After weeks of tense, closed-door negotiations, the Legislature ended up exactly where many at the State Capitol expected it would when lawmakers convened in January: modest growth in some programs, no new taxes, and a second life for an important health care levy.
The Legislature adjourned early Saturday after a 21-hour special session in which members labored through a series of bills to fund Minnesota schools, parks, prisons, public health care and other services for the next two years — at a cost of $48.3 billion.
First-term DFL Gov. Tim Walz — eager to pass his first budget and send lawmakers home — applauded the Legislature for its work: "This budget will improve the lives of Minnesotans in every corner of the state and I look forward to signing it into law in the coming days," he said in a statement Saturday. "Minnesota is showing the rest of the nation that Republicans and Democrats can still find compromise and work together to get things done."
First-term House Speaker Melissa Hortman, DFL-Brooklyn Park, who won her gavel in the DFL's sweeping 2018 election victory, and Senate Majority Leader Paul Gazelka, R-Nisswa, also praised the final result.
Each secured some gains with important constituencies in time for the 2020 election, when all 201 legislators will be on ballots. With full control of state government on the line, the stakes will be even higher, given the need for redistricting after the 2020 census, when lawmakers will draw new legislative and congressional district maps, with Minnesota potentially losing one of its congressional seats.
"We held the line on raising new taxes and kept spending focused on priorities. For the first time in nearly 20 years, Minnesotans are getting a tax cut," Gazelka said, referring to a 0.25% cut in the second-lowest income tax bracket. Gazelka and his united GOP caucus also fought off a Walz and House DFL proposal to increase the gas tax by 20 cents per gallon and the metro sales tax for transportation.
The budget deal, Hortman said, "provides strong funding for education and secures health care for more than one million Minnesotans." Education spending, which is roughly 40% of the total state budget, will be about $1.25 billion more during the next two years than the previous two, or 6.7% higher. A complicated formula for funding school districts will increase 2% in each of the next two years, allowing the state to stave off program cuts and the loss of teaching positions.

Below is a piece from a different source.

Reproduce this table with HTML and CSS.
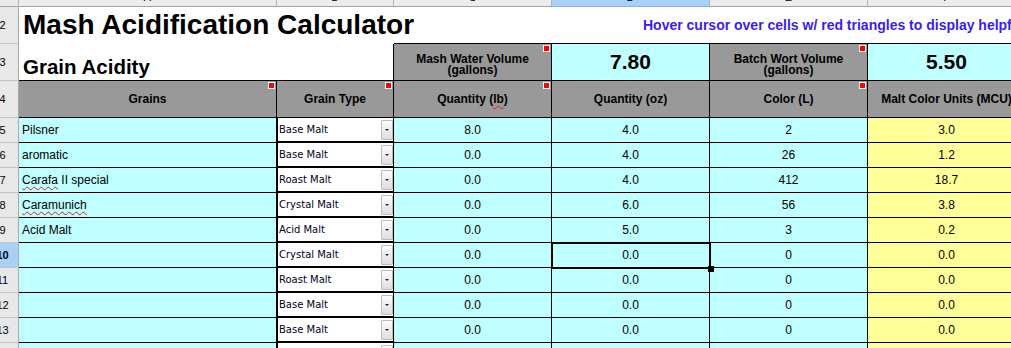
FILE: index.html
```html
<!DOCTYPE html>
<html>
<head>
<meta charset="utf-8">
<title>Mash Acidification Calculator</title>
<link rel="stylesheet" href="styles.css">
</head>
<body>
<div class="sheet">
  <!-- column header strip -->
  <div class="ch corner"></div>
  <div class="ch"><span>A</span></div>
  <div class="ch"><span>B</span></div>
  <div class="ch"><span>C</span></div>
  <div class="ch sel"><span>D</span></div>
  <div class="ch"><span>E</span></div>
  <div class="ch"><span>F</span></div>

  <!-- row 2 -->
  <div class="rh"><span>2</span></div>
  <div class="c title span2">Mash Acidification Calculator</div>
  <div class="c bb"></div>
  <div class="c bb hover-cell"><span class="hover">Hover cursor over cells w/ red triangles to display helpful comments</span></div>
  <div class="c bb"></div>
  <div class="c bb"></div>

  <!-- row 3 -->
  <div class="rh"><span>3</span></div>
  <div class="c bb subtitle">Grain Acidity</div>
  <div class="c bb br"></div>
  <div class="c bb br grey two"><span>Mash Water Volume</span><span>(gallons)</span><i class="mk"></i></div>
  <div class="c bb br cyan big">7.80</div>
  <div class="c bb br grey two"><span>Batch Wort Volume</span><span>(gallons)</span><i class="mk"></i></div>
  <div class="c bb br cyan big">5.50</div>

  <!-- row 4 -->
  <div class="rh"><span>4</span></div>
  <div class="c bb br grey hd">Grains<i class="mk"></i></div>
  <div class="c bb br grey hd">Grain Type<i class="mk"></i></div>
  <div class="c bb br grey hd">Quantity (<span class="sp">lb</span>)<i class="mk"></i></div>
  <div class="c bb br grey hd">Quantity (oz)</div>
  <div class="c bb br grey hd">Color (L)<i class="mk"></i></div>
  <div class="c bb br grey hd">Malt Color Units (MCU)</div>

  <!-- row 5 -->
  <div class="rh"><span>5</span></div>
  <div class="c bb br cyan d name">Pilsner</div>
  <div class="c gt"><span class="txt">Base Malt</span><span class="btn"></span></div>
  <div class="c bb br cyan d">8.0</div>
  <div class="c bb br cyan d">4.0</div>
  <div class="c bb br cyan d">2</div>
  <div class="c bb br yellow d">3.0</div>

  <!-- row 6 -->
  <div class="rh"><span>6</span></div>
  <div class="c bb br cyan d name">aromatic</div>
  <div class="c gt"><span class="txt">Base Malt</span><span class="btn"></span></div>
  <div class="c bb br cyan d">0.0</div>
  <div class="c bb br cyan d">4.0</div>
  <div class="c bb br cyan d">26</div>
  <div class="c bb br yellow d">1.2</div>

  <!-- row 7 -->
  <div class="rh"><span>7</span></div>
  <div class="c bb br cyan d name"><span><span class="sp">Carafa</span> II special</span></div>
  <div class="c gt"><span class="txt">Roast Malt</span><span class="btn"></span></div>
  <div class="c bb br cyan d">0.0</div>
  <div class="c bb br cyan d">4.0</div>
  <div class="c bb br cyan d">412</div>
  <div class="c bb br yellow d">18.7</div>

  <!-- row 8 -->
  <div class="rh"><span>8</span></div>
  <div class="c bb br cyan d name"><span class="sp">Caramunich</span></div>
  <div class="c gt"><span class="txt">Crystal Malt</span><span class="btn"></span></div>
  <div class="c bb br cyan d">0.0</div>
  <div class="c bb br cyan d">6.0</div>
  <div class="c bb br cyan d">56</div>
  <div class="c bb br yellow d">3.8</div>

  <!-- row 9 -->
  <div class="rh"><span>9</span></div>
  <div class="c bb br cyan d name">Acid Malt</div>
  <div class="c gt"><span class="txt">Acid Malt</span><span class="btn"></span></div>
  <div class="c bb br cyan d">0.0</div>
  <div class="c bb br cyan d">5.0</div>
  <div class="c bb br cyan d">3</div>
  <div class="c bb br yellow d">0.2</div>

  <!-- row 10 -->
  <div class="rh rsel"><span>10</span></div>
  <div class="c bb br cyan d name"></div>
  <div class="c gt"><span class="txt">Crystal Malt</span><span class="btn"></span></div>
  <div class="c bb br cyan d">0.0</div>
  <div class="c bb br cyan d">0.0<i class="selbox"><i class="handle"></i></i></div>
  <div class="c bb br cyan d">0</div>
  <div class="c bb br yellow d">0.0</div>

  <!-- row 11 -->
  <div class="rh"><span>11</span></div>
  <div class="c bb br cyan d name"></div>
  <div class="c gt"><span class="txt">Roast Malt</span><span class="btn"></span></div>
  <div class="c bb br cyan d">0.0</div>
  <div class="c bb br cyan d">0.0</div>
  <div class="c bb br cyan d">0</div>
  <div class="c bb br yellow d">0.0</div>

  <!-- row 12 -->
  <div class="rh"><span>12</span></div>
  <div class="c bb br cyan d name"></div>
  <div class="c gt"><span class="txt">Base Malt</span><span class="btn"></span></div>
  <div class="c bb br cyan d">0.0</div>
  <div class="c bb br cyan d">0.0</div>
  <div class="c bb br cyan d">0</div>
  <div class="c bb br yellow d">0.0</div>

  <!-- row 13 -->
  <div class="rh"><span>13</span></div>
  <div class="c bb br cyan d name"></div>
  <div class="c gt"><span class="txt">Base Malt</span><span class="btn"></span></div>
  <div class="c bb br cyan d">0.0</div>
  <div class="c bb br cyan d">0.0</div>
  <div class="c bb br cyan d">0</div>
  <div class="c bb br yellow d">0.0</div>

  <!-- row 14 (partly visible) -->
  <div class="rh"><span>14</span></div>
  <div class="c bb br cyan d name"></div>
  <div class="c gt"><span class="txt"></span><span class="btn"></span></div>
  <div class="c bb br cyan d"></div>
  <div class="c bb br cyan d"></div>
  <div class="c bb br cyan d"></div>
  <div class="c bb br yellow d"></div>
</div>
</body>
</html>
```

FILE: styles.css
```css
html, body {
  margin: 0;
  padding: 0;
  background: #ffffff;
  overflow: hidden;
}

body {
  font-family: "Liberation Sans", Arial, sans-serif;
  color: #000;
}

.sheet {
  display: grid;
  grid-template-columns: 19px 258px 117px 158px 158px 158px 158px;
  grid-template-rows: 7px 37px 37px 37px repeat(10, 25px);
  width: 1026px;
}

/* column header strip */
.ch {
  box-sizing: border-box;
  background: #ececec;
  border-right: 1px solid #b3b3b3;
  border-bottom: 1px solid #a4a4a4;
  overflow: hidden;
  font-size: 11px;
  line-height: 14px;
  text-align: center;
}
.ch span {
  display: block;
  margin-top: -10px;
}
.ch.sel {
  background: #a9d0f9;
  border-bottom-color: #8fb3db;
}
.ch.corner {
  background: #e9e9e9;
}

/* row headers */
.rh {
  box-sizing: border-box;
  background: #e8e8e8;
  border-right: 1px solid #a8a8a8;
  border-bottom: 1px solid #c4c4c4;
  overflow: hidden;
  display: flex;
  align-items: center;
  font-size: 11px;
}
.rh span {
  display: block;
  flex: none;
  width: 33px;
  margin-left: -14px;
  text-align: center;
}
.rh.rsel {
  background: #a9d0f9;
  font-weight: bold;
}

/* cells */
.c {
  box-sizing: border-box;
  position: relative;
  min-width: 0;
}
.br { border-right: 1px solid #000; }
.bb { border-bottom: 1px solid #000; }

.span2 { grid-column: span 2; }

.title {
  font-weight: bold;
  font-size: 28px;
  line-height: 32px;
  padding: 2px 0 0 4px;
  white-space: nowrap;
}

.hover-cell {
  white-space: nowrap;
}
.hover {
  display: block;
  padding: 10px 0 0 91px;
  font-weight: bold;
  font-size: 14px;
  line-height: 16px;
  color: #3a1cf0;
}

.subtitle {
  font-weight: bold;
  font-size: 20.5px;
  line-height: 24px;
  padding: 11px 0 0 4px;
  white-space: nowrap;
}

.grey { background: #999999; }
.cyan { background: #c0ffff; }
.yellow { background: #ffff99; }

.two {
  display: flex;
  flex-direction: column;
  align-items: center;
  font-weight: bold;
  font-size: 12px;
  line-height: 11px;
  padding-top: 10px;
}
.two span {
  display: block;
  height: 11px;
  overflow: visible;
  white-space: nowrap;
}

.big {
  display: flex;
  align-items: center;
  justify-content: center;
  font-weight: bold;
  font-size: 21px;
}

.hd {
  display: flex;
  align-items: center;
  justify-content: center;
  font-weight: bold;
  font-size: 12px;
  white-space: nowrap;
}

.d {
  display: flex;
  align-items: center;
  justify-content: center;
  font-size: 12px;
  white-space: nowrap;
}
.d.name {
  justify-content: flex-start;
  padding-left: 3px;
}

.sp {
  text-decoration: underline wavy #e21a1a;
  text-decoration-thickness: 1px;
  text-underline-offset: 2px;
}

/* comment markers */
.mk {
  position: absolute;
  top: 1px;
  right: 1px;
  width: 5px;
  height: 5px;
  background: #ff0000;
  border: 1px solid #ffffff;
}

/* grain type drop-down cells */
.gt {
  background: #ffffff;
  border-left: 1px solid #000;
  border-right: 1px solid #000;
  border-bottom: 2px solid #000;
  display: flex;
  align-items: center;
  padding-left: 1px;
  font-family: "DejaVu Sans", Verdana, sans-serif;
  font-size: 10px;
  color: #000022;
}
.gt .txt {
  flex: 1;
  white-space: nowrap;
}
.gt .btn {
  flex: none;
  box-sizing: border-box;
  width: 12px;
  height: 20px;
  margin-right: 0;
  background: linear-gradient(#fcfcfc, #dedede);
  border: 1px solid #bcbcbc;
  border-radius: 1px;
  display: flex;
  align-items: center;
  justify-content: center;
}
.gt .btn::after {
  content: "";
  width: 0;
  height: 0;
  border-left: 2px solid transparent;
  border-right: 2px solid transparent;
  border-top: 2px solid #222;
}

/* selected cell */
.selbox {
  position: absolute;
  left: -1px;
  top: -1px;
  right: -2px;
  bottom: -2px;
  border: 2px solid #000;
  z-index: 2;
}
.handle {
  position: absolute;
  right: -5px;
  bottom: -5px;
  width: 6px;
  height: 6px;
  background: #000;
}
```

The 2% tax on health care services will decline to 1.8%, but its continuation was a major victory for Walz and Hortman. Its sunset would have blown a hole in the state's burgeoning health and human services budget, which faces increasing pressure because of rising health care costs and the aging of Minnesota's population. More than 100 interest groups, including the influential hospital lobby that actually pays the tax, backed the levy's continuation because it helps pay for health care for the poor and people with disabilities. The rate reduction was enough to satisfy Republicans who originally wanted the tax to expire as scheduled.